Exercise brief - Each line containing the word "page" should be found and copied.

Given material -
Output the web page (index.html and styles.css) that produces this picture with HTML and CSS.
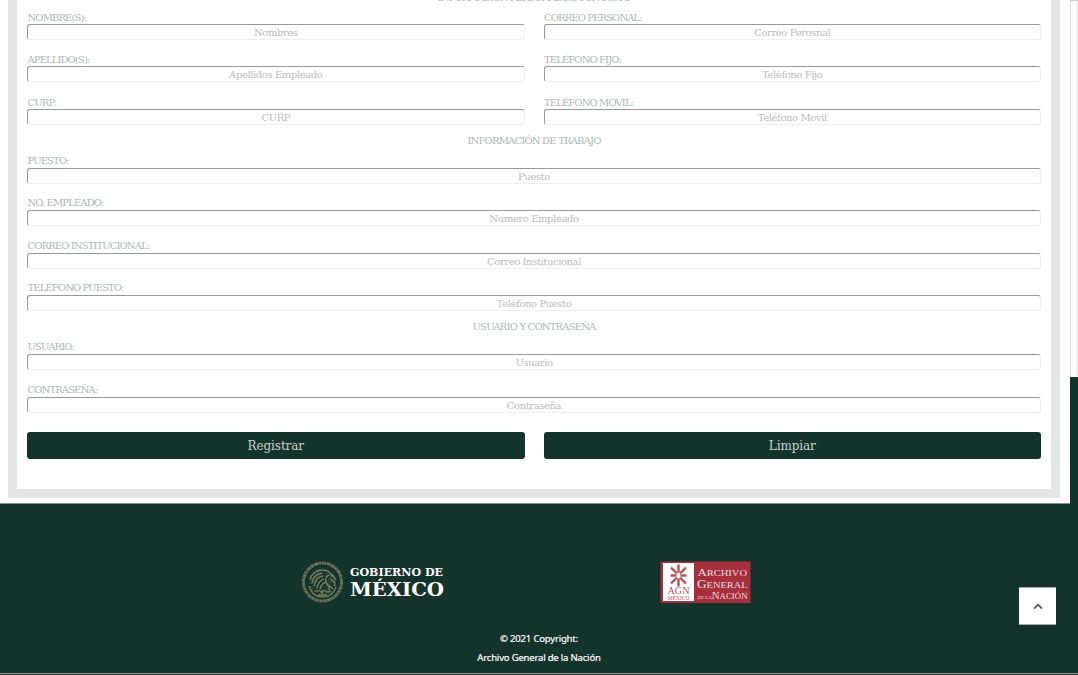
FILE: index.html
```html
<!DOCTYPE html>
<html lang="es">
<head>
<meta charset="utf-8">
<title>Registro de empleado</title>
<link rel="stylesheet" href="styles.css">
</head>
<body>
<div class="page">
  <main class="main">
    <form class="panel">
      <h2 class="title title-first">INFORMACIÓN PERSONAL DE CONTACTO</h2>
      <div class="columns">
        <div class="stack">
          <label class="field"><span class="label">NOMBRE(S):</span><input class="input" placeholder="Nombres"></label>
          <label class="field"><span class="label">APELLIDO(S):</span><input class="input" placeholder="Apellidos Empleado"></label>
          <label class="field"><span class="label">CURP:</span><input class="input" placeholder="CURP"></label>
        </div>
        <div class="stack">
          <label class="field"><span class="label">CORREO PERSONAL:</span><input class="input" placeholder="Correo Perosnal"></label>
          <label class="field"><span class="label">TELÉFONO FIJO:</span><input class="input" placeholder="Teléfono Fijo"></label>
          <label class="field"><span class="label">TELÉFONO MOVIL:</span><input class="input" placeholder="Teléfono Movil"></label>
        </div>
      </div>
      <h2 class="title">INFORMACIÓN DE TRABAJO</h2>
      <div class="stack">
        <label class="field"><span class="label">PUESTO:</span><input class="input" placeholder="Puesto"></label>
        <label class="field"><span class="label">NO. EMPLEADO:</span><input class="input" placeholder="Numero Empleado"></label>
        <label class="field"><span class="label">CORREO INSTITUCIONAL:</span><input class="input" placeholder="Correo Institucional"></label>
        <label class="field"><span class="label">TELÉFONO PUESTO:</span><input class="input" placeholder="Teléfono Puesto"></label>
      </div>
      <h2 class="title">USUARIO Y CONTRASEÑA</h2>
      <div class="stack">
        <label class="field"><span class="label">USUARIO:</span><input class="input" placeholder="Usuario"></label>
        <label class="field"><span class="label">CONTRASEÑA:</span><input class="input" placeholder="Contraseña"></label>
      </div>
      <div class="columns actions">
        <button class="button" type="button">Registrar</button>
        <button class="button" type="button">Limpiar</button>
      </div>
    </form>
  </main>
  <aside class="edge"></aside>
  <footer class="footer">
    <div class="logos">
      <svg class="logo-mx" width="150" height="44" viewBox="0 0 150 44">
        <g fill="none" stroke="#8b8b6c">
          <circle cx="22.500" cy="22" r="19" stroke-width="3" stroke-dasharray="2.600 .5 1.400 .4 3 .6" opacity=".75"/>
          <!-- eagle: wing feathers, head and tail -->
          <path stroke-width="1.500" opacity=".8" d="M10 20c1-6 6-10 12-10 5 0 8 2 9 5l3 2M12 23c1-6 5-9 10-10M14 26c1-6 4-9 9-10M17 28c1-5 3-8 7-9M20 29c1-4 3-6 6-7M29 15c-3 1-4 4-3 7s4 4 3 8M30 19c3 1 5 4 5 7M27 24l6 5M32 14l4 6"/>
          <!-- nopal and laurel -->
          <path stroke-width="1.600" opacity=".75" d="M9 26c2 7 7 11 13.500 11S34 33 36 27M15 32c2-2 4-2 6 0 2-2 4-2 6 0 2-1 3-1 4 0M18 35h9M22.500 31v6"/>
          <circle cx="22.500" cy="22" r="9" stroke-width="9" stroke-dasharray="1 1.200" opacity=".25"/>
        </g>
        <text class="mx-small" x="50" y="15.500" textLength="93" lengthAdjust="spacingAndGlyphs">GOBIERNO DE</text>
        <text class="mx-big" x="50" y="35.500" textLength="94" lengthAdjust="spacingAndGlyphs">MÉXICO</text>
      </svg>
      <svg class="logo-agn" width="91" height="43" viewBox="0 0 91 43">
        <rect x=".5" y=".5" width="90" height="41.500" fill="#a52f3a"/>
        <rect x="3" y="2" width="31" height="38" fill="#fff"/>
        <g fill="none" stroke="#b9525a" stroke-width="2.400">
          <path d="M18.500 3.500v8M18.500 17.500v8M10.500 14.500h6M20.500 14.500h6M11 6.500l6 6M26 6.500l-6 6M11 22.500l6-6M26 22.500l-6-6"/>
        </g>
        <text class="agn-red" x="7.500" y="32.500" font-size="10.500" textLength="22" lengthAdjust="spacingAndGlyphs">AGN</text>
        <text class="agn-red" x="7.500" y="38.500" font-size="5.500" textLength="22" lengthAdjust="spacingAndGlyphs">MÉXICO</text>
        <text class="agn" x="37.500" y="14.500" textLength="49.500" lengthAdjust="spacingAndGlyphs"><tspan font-size="11">A</tspan>RCHIVO</text>
        <text class="agn" x="37" y="26.500" textLength="50.500" lengthAdjust="spacingAndGlyphs"><tspan font-size="11.500">G</tspan>ENERAL</text>
        <text class="agn" x="37.500" y="37.500" textLength="50" lengthAdjust="spacingAndGlyphs"><tspan font-size="5">DE LA</tspan><tspan font-size="11">N</tspan>ACIÓN</text>
      </svg>
    </div>
    <p class="copy copy-year">© 2021 Copyright:</p>
    <p class="copy copy-org">Archivo General de la Nación</p>
  </footer>
  <div class="baseline"></div>
  <button class="to-top" type="button" aria-label="Subir">
    <svg width="10" height="7" viewBox="0 0 10 7"><path d="M1 5.700L5 1.700l4 4" fill="none" stroke="#555" stroke-width="1.800"/></svg>
  </button>
</div>
</body>
</html>
```
FILE: styles.css
```css
* { box-sizing: border-box; }
body { margin: 0; background: #fff; font-family: "DejaVu Serif", serif; overflow: hidden; }
.page { position: relative; width: 1078px; height: 675px; overflow: hidden; display: grid; grid-template-columns: 1070px 8px; grid-template-rows: 503px 170px 2px; background: linear-gradient(#14332b, #14332b) 1070px 377px / 8px 298px no-repeat #fff; }
.main { padding: 0 10px 5px 8px; overflow: hidden; }
.panel { height: 517.200px; margin-top: -19.200px; border: 9px solid #e5e5e5; border-top: 0; padding: 0 10px; }
.title { margin: 0; height: 29.200px; display: flex; align-items: center; justify-content: center; padding-top: 2px; font-size: 10px; font-weight: 400; letter-spacing: -.82px; color: #adb7b3; white-space: nowrap; }
.title-first { padding-top: 4px; letter-spacing: -1.050px; }
.columns { display: grid; grid-template-columns: 1fr 1fr; gap: 19px; }
.stack { display: flex; flex-direction: column; gap: 12.400px; }
.field { display: block; }
.label { display: block; height: 14px; line-height: 14.400px; padding-left: .5px; font-size: 10px; letter-spacing: -.9px; color: #adb7b3; white-space: nowrap; }
.columns .label { line-height: 16px; }
.input { display: block; width: 100%; height: 16px; margin: 0; padding: 1px 2px 0; border: 1px solid; border-color: #999 #eee #eee #999; border-radius: 3px; background: #fff; font: 10px "DejaVu Serif", serif; letter-spacing: -.4px; text-align: center; }
.input::placeholder { color: #bbb; opacity: 1; }
.actions { margin-top: 19.200px; }
.button { height: 27.500px; padding: 0; border: 0; border-radius: 3px; background: #14332b; color: #c8d1ce; font: 12px "DejaVu Serif", serif; letter-spacing: -.1px; }
.edge { height: 377px; background: #fbfbfb; border-left: 1px solid #ddd; border-top: 1px solid #ccc; border-right: 1px solid #e5e5e5; }
.footer { grid-column: 1 / 3; background: linear-gradient(#7f918c, #7f918c) 0 0 / 1070px 1px no-repeat #14332b; padding-top: 57px; }
.logos { display: flex; height: 44px; padding-left: 300px; gap: 210px; }
.logo-agn { margin-top: 1px; }
.mx-small { font: 700 10.500px "DejaVu Serif", serif; fill: #fff; }
.mx-big { font: 700 19px "DejaVu Serif", serif; fill: #fff; }
.agn { font-family: "Liberation Serif", serif; font-size: 9px; fill: #f6dfe1; }
.agn-red { font-family: "Liberation Serif", serif; fill: #b9525a; }
.copy { margin: 0; width: 1078px; text-align: center; font: 9.500px/19px "Noto Sans", sans-serif; color: #fff; letter-spacing: -.18px; -webkit-text-stroke: .2px #fff; }
.copy-year { margin-top: 24.500px; }
.baseline { grid-column: 1 / 3; background: #333; border-top: 1px solid #8b9794; }
.to-top { position: absolute; left: 1019px; top: 587px; width: 37px; height: 38px; padding: 0; border: 0; border-top: 1px solid #aaa; border-bottom: 1px solid #aaa; background: #fff; display: flex; align-items: center; justify-content: center; }
```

Problem solution -
Output the web page (index.html and styles.css) that produces this picture with HTML and CSS.
<div class="page">
.page { position: relative; width: 1078px; height: 675px; overflow: hidden; display: grid; grid-template-columns: 1070px 8px; grid-template-rows: 503px 170px 2px; background: linear-gradient(#14332b, #14332b) 1070px 377px / 8px 298px no-repeat #fff; }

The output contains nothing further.